-------- PROVIDED DATA
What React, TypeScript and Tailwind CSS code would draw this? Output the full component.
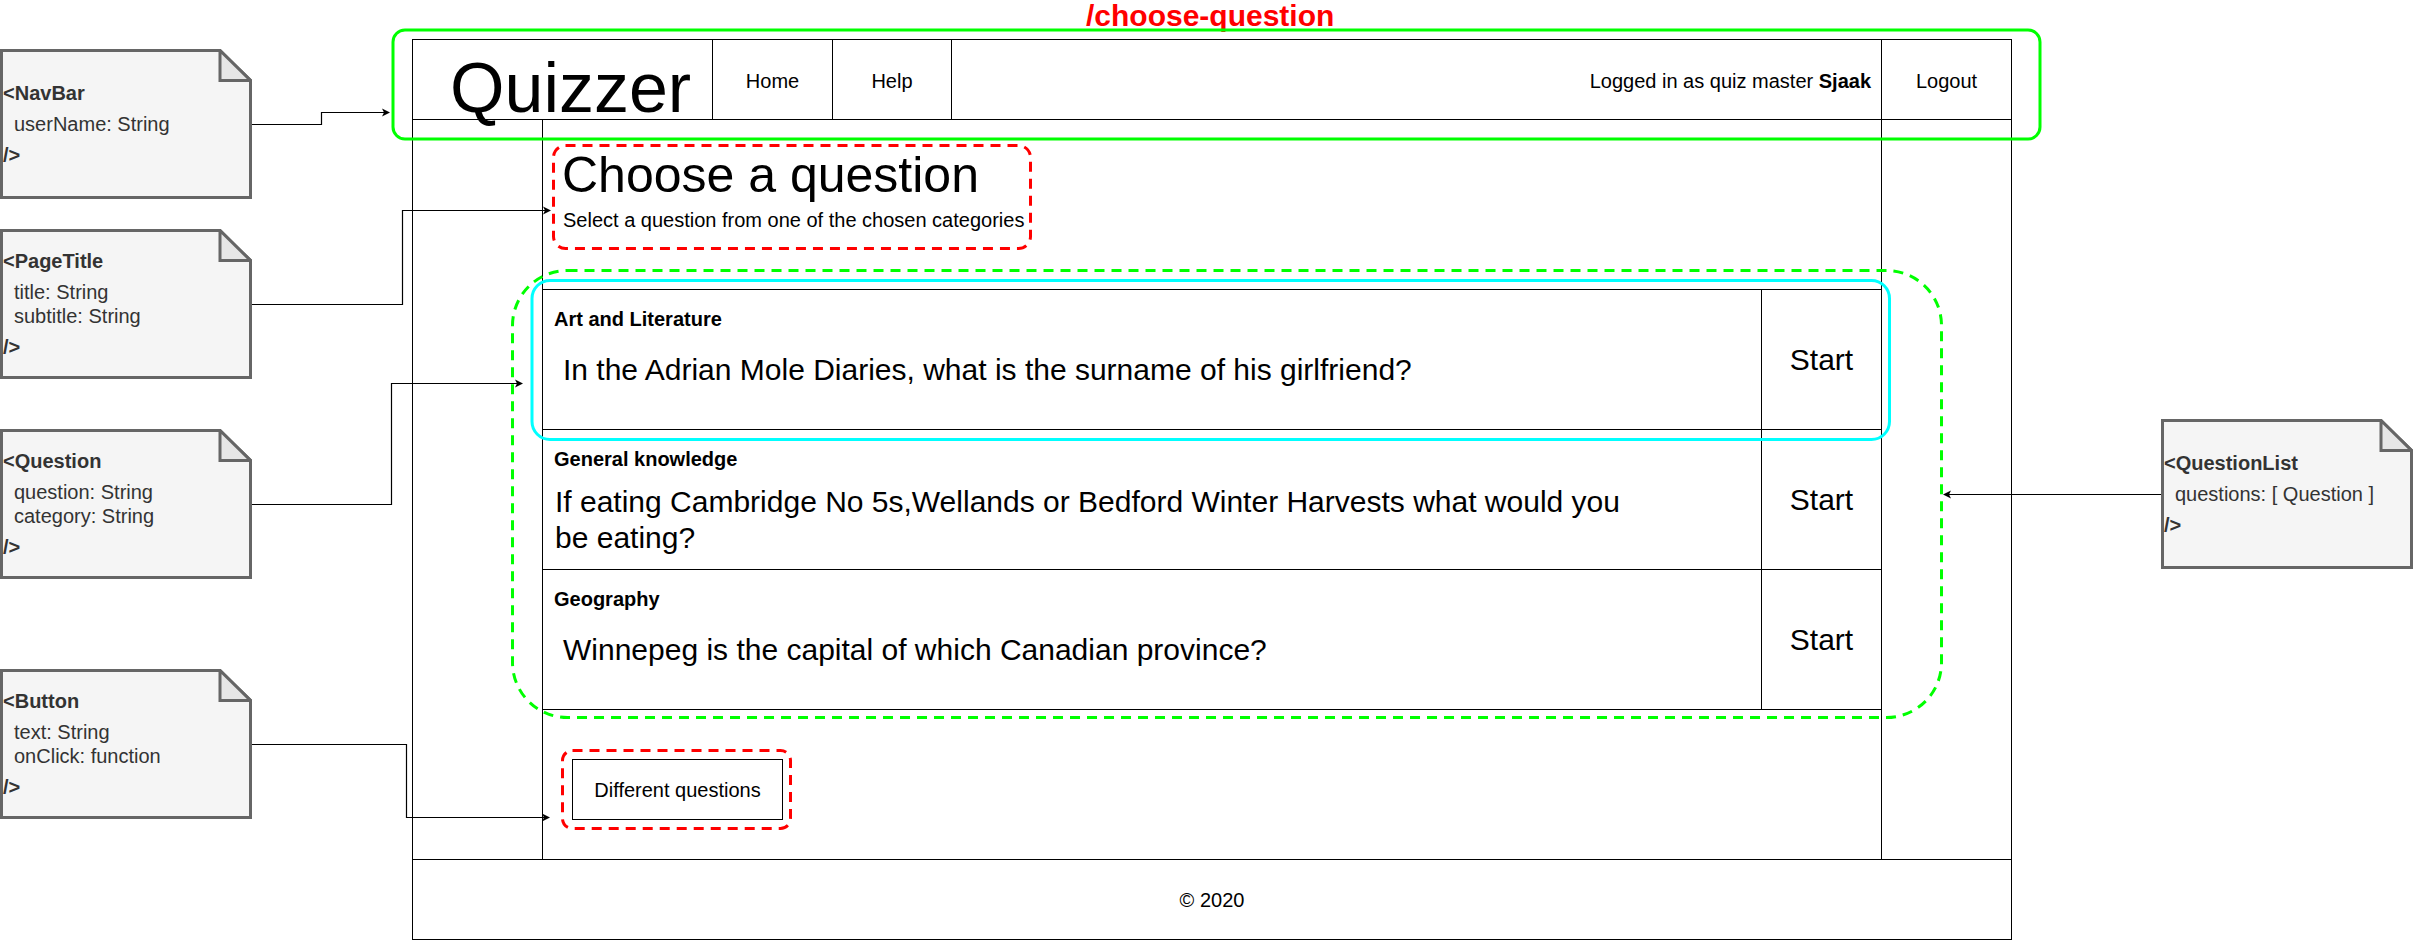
import React from "react";

type NoteProps = {
  title: string;
  fields: string[];
  className: string;
};

// drawio style "note" shape with folded corner
function Note({ title, fields, className }: NoteProps) {
  return (
    <div className={`absolute h-[150px] w-[252px] ${className}`}>
      <svg className="absolute inset-0" width="252" height="150" viewBox="0 0 252 150">
        <path d="M1.5 1.5H220L250.5 31.5V148.5H1.5Z" fill="#f5f5f5" stroke="#666666" strokeWidth="3" />
        <path d="M220 1.5V31.5H250.5Z" fill="#e6e6e6" stroke="#666666" strokeWidth="3" />
      </svg>
      <div className="relative flex h-full flex-col justify-center text-[20px] leading-[24px] text-[#333333]">
        <div className="pl-[3px] font-bold">&lt;{title}</div>
        <div className="mt-[7px] pl-[14px]">
          {fields.map((f) => (
            <div key={f}>{f}</div>
          ))}
        </div>
        <div className="mt-[7px] pl-[3px] font-bold">/&gt;</div>
      </div>
    </div>
  );
}

const questions = [
  {
    category: "Art and Literature",
    text: "In the Adrian Mole Diaries, what is the surname of his girlfriend?",
    pad: "pl-[20px] mt-[21px]",
  },
  {
    category: "General knowledge",
    text: "If eating Cambridge No 5s,Wellands or Bedford Winter Harvests what would you be eating?",
    pad: "pl-[12px] mt-[13px]",
  },
  {
    category: "Geography",
    text: "Winnepeg is the capital of which Canadian province?",
    pad: "pl-[20px] mt-[21px]",
  },
];

function Arrow({ x, y, dir = "right" }: { x: number; y: number; dir?: "right" | "left" }) {
  const s = dir === "right" ? 1 : -1;
  const pts = `${x},${y} ${x - 8 * s},${y - 4} ${x - 6 * s},${y} ${x - 8 * s},${y + 4}`;
  return <polygon points={pts} fill="#000000" />;
}

export default function App() {
  return (
    <div className="relative h-[940px] w-[2413px] overflow-hidden bg-white font-['Liberation_Sans',Arial,sans-serif] text-black">
      {/* route label */}
      <div className="absolute left-[1086px] top-[-2px] text-[30px] font-bold leading-[36px] text-[#ff0000]">
        /choose-question
      </div>

      {/* wireframe */}
      <div className="absolute left-[412px] top-[39px] flex h-[901px] w-[1600px] flex-col border border-black">
        <nav className="flex h-[80px] border-b border-black text-[20px] leading-[24px]">
          <div className="flex w-[300px] items-end border-r border-black pl-[37px]">
            <span className="-mb-[4px] text-[70px] leading-[70px]">Quizzer</span>
          </div>
          <div className="flex w-[120px] items-center justify-center border-r border-black pt-[2px]">Home</div>
          <div className="flex w-[119px] items-center justify-center border-r border-black pt-[2px]">Help</div>
          <div className="flex flex-1 items-center justify-end border-r border-black pr-[10px] pt-[2px]">
            <span>
              Logged in as quiz master <b>Sjaak</b>
            </span>
          </div>
          <div className="flex w-[129px] items-center justify-center pt-[2px]">Logout</div>
        </nav>

        <div className="flex flex-1">
          <div className="w-[130px] border-r border-black" />
          <main className="flex w-[1339px] flex-col border-r border-black">
            <div className="pl-[19px] pt-[30px]">
              <h1 className="text-[50px] leading-[50px]">Choose a question</h1>
              <p className="mt-[8px] pl-[1px] text-[20px] leading-[24px]">
                Select a question from one of the chosen categories
              </p>
            </div>

            <div className="mt-[57px] border-b border-black">
              {questions.map((q) => (
                <div key={q.category} className="flex h-[140px] border-t border-black">
                  <div className="flex-1 border-r border-black">
                    <div className="pl-[11px] pt-[17px] text-[20px] font-bold leading-[24px]">{q.category}</div>
                    <div className={`max-w-[1085px] text-[30px] leading-[36px] ${q.pad}`}>{q.text}</div>
                  </div>
                  <div className="flex w-[119px] items-center justify-center text-[30px] leading-[36px]">Start</div>
                </div>
              ))}
            </div>

            <button className="ml-[29px] mt-[49px] flex h-[61px] w-[211px] items-center justify-center border border-black text-[20px] leading-[24px]">
              Different questions
            </button>
          </main>
          <div className="flex-1" />
        </div>

        <footer className="flex h-[80px] items-center justify-center border-t border-black text-[20px] leading-[24px]">
          © 2020
        </footer>
      </div>

      {/* component notes */}
      <Note title="NavBar" fields={["userName: String"]} className="left-0 top-[49px]" />
      <Note title="PageTitle" fields={["title: String", "subtitle: String"]} className="left-0 top-[229px]" />
      <Note title="Question" fields={["question: String", "category: String"]} className="left-0 top-[429px]" />
      <Note title="Button" fields={["text: String", "onClick: function"]} className="left-0 top-[669px]" />
      <Note title="QuestionList" fields={["questions: [ Question ]"]} className="left-[2161px] top-[419px]" />

      {/* annotations and connectors */}
      <svg className="pointer-events-none absolute inset-0" width="2413" height="940" viewBox="0 0 2413 940">
        <rect x="393" y="30" width="1647" height="109" rx="12" fill="none" stroke="#00ff00" strokeWidth="3" />
        <rect x="553.5" y="145.5" width="477" height="103" rx="12" fill="none" stroke="#ff0000" strokeWidth="3" strokeDasharray="10 7" />
        <rect x="512.5" y="270.5" width="1429" height="447" rx="55" fill="none" stroke="#00ff00" strokeWidth="3" strokeDasharray="10 7" />
        <rect x="532" y="280.5" width="1357.5" height="159" rx="18" fill="none" stroke="#00ffff" strokeWidth="3" />
        <rect x="562.5" y="750.5" width="228" height="78" rx="10" fill="none" stroke="#ff0000" strokeWidth="3" strokeDasharray="10 7" />

        <g fill="none" stroke="#000000" strokeWidth="1.2">
          <path d="M252 124.5H321.5V112.5H384" />
          <path d="M252 304.5H402.5V210.5H545" />
          <path d="M252 504.5H391.5V383.5H517" />
          <path d="M252 744.5H406.5V817.5H544" />
          <path d="M2161 494.5H1949" />
        </g>
        <Arrow x={390} y={112.5} />
        <Arrow x={551} y={210.5} />
        <Arrow x={523} y={383.5} />
        <Arrow x={550} y={817.5} />
        <Arrow x={1943} y={494.5} dir="left" />
      </svg>
    </div>
  );
}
----------------
▶ **TASK STATEMENT**: Which lines above contain "full"? Show each of them.

▶ **PROBLEM SOLUTION**:
What React, TypeScript and Tailwind CSS code would draw this? Output the full component.
      <div className="relative flex h-full flex-col justify-center text-[20px] leading-[24px] text-[#333333]">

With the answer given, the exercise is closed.